I think being an artist is having that connection to yourself
so deeply,
so firmly,
that against all of the noise,
all of society's praise
& everything around you signaling,
“You're doing a good job.” & “Just keep on going.”-
you can't ignore the thing inside your chest that says:
no. something more. this is not it. this is not it.
Today is about the profound impact of good questions.
Introspective questions.
The issue is, sometimes we forget to ask ourselves (good/non self deprecating) questions.
So, having someone to talk to is really important.
*someone who is more concerned with listening than speaking.
*someone who is more curious and expansive than lovingly trying to brace you for impact.
*someone who has the ability to ask really fucking good questions rather than offer (irrelevant) advice.
Really good questions happen when someone is listening for what you're not saying just as much as what you are saying.
They happen when someone is more invested in your wellbeing than their ego or fears.
This is my lived experience of working with a mentor/coach over the last 4 years.
I'm officially opening my books up for mentoring sessions.
(In the past, I've called them coaching sessions. For me, the term mentoring always kind of felt like, “allow me to impart wisdom” and I don’t like that.
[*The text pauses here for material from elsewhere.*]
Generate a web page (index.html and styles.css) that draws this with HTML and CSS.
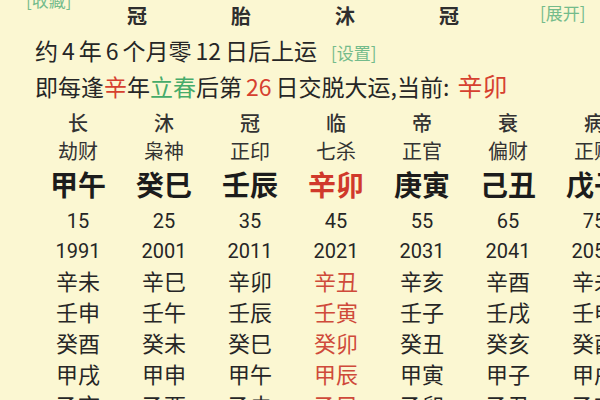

BUT it feels like mentoring is a more familiar term for most people and i realize it’s more important for me to use a common language rather than leaning on my personal baggage/nit-picky bones to pick with particular language choices. Either way- whatever the fuck it’s called- it’s been a pivotal part of my growth in my work and wellbeing.)
Why am I offering mentoring sessions?
the backstory: So recently I've decided to start applying for adjunct faculty roles in photo institutions. As part of my application process for one of them, I had to propose my own course and curriculum.
So naturally, this course obviously needs to be the holy grail of everything that I am passionate about rolled up into one potent and healthily ambitious 5 week experience.
For the sake of context and transparency, here it is:
Sustaining the Visionary Artist Life
& Well Being through Photographic Consciousness
This course provides a holistic approach to sustaining the artist life by focusing on personal well-being, self-discovery, and creative exploration through craft.
Participants will learn to cultivate their artistic vision through self-reflection, presence, and the merging of professional and personal philosophy that nourish both their inner and outer world.
The course is designed to help photographers create meaningful work, maintain connection to self, and develop resilience in navigating uncharted paths as lifelong artists.
Week 1: Discovering Your Inner Lens
Theme: Exploring the Self and Artistic Identity
Week 2: Photographic Presence: A Way of Being Through Seeing
Theme: The Photograph Is Not The Point- An Active Meditation
Week 3: Conscious Creation: Deepening Connection Between Self and Craft
Theme: Healing, Self-Expression, & Empowerment through Photographic Practice
Week 4: Developing Personal & Professional Philosophy
Theme: Harmonizing Creative Practice with Life and Career
Week 5: Thriving as a Visionary Artist: Sustaining Your Practice for Life
Theme: Conviction & Flexibility
Okay.
So.
I submitted it.
And now I'm waiting to hear back.
But here’s the thing-
I don't want to wait to hear back in order to get to work.
I want to be in this work directly- NOW.
excerpt from my cover letter:
I'm a photographic artist and educator working at the crossroads of philosophy, consciousness, and self discovery through photographic practice. My work is rooted in continuous studies, ever expanding self-expression, and empowering artists from all walks of life.
Since 2012, I've been navigating life as a working artist, walking that line between both professional/personal satisfaction and survival. In 2018, I became a mother and have become devoted to offering tools to harness creative practice for wellness and support in sustaining this way of life.
I absolutely loved my school and the experience, but I deeply lament the severe lack of focus on longterm realities, wellbeing, and awareness in maneuvering the uncharted territory artists are left to navigate alone after school.After leaving full-time corporate, I've juggled freelance opportunities alongside private client commissions but my deepest passion has been in creating education around photographic consciousness.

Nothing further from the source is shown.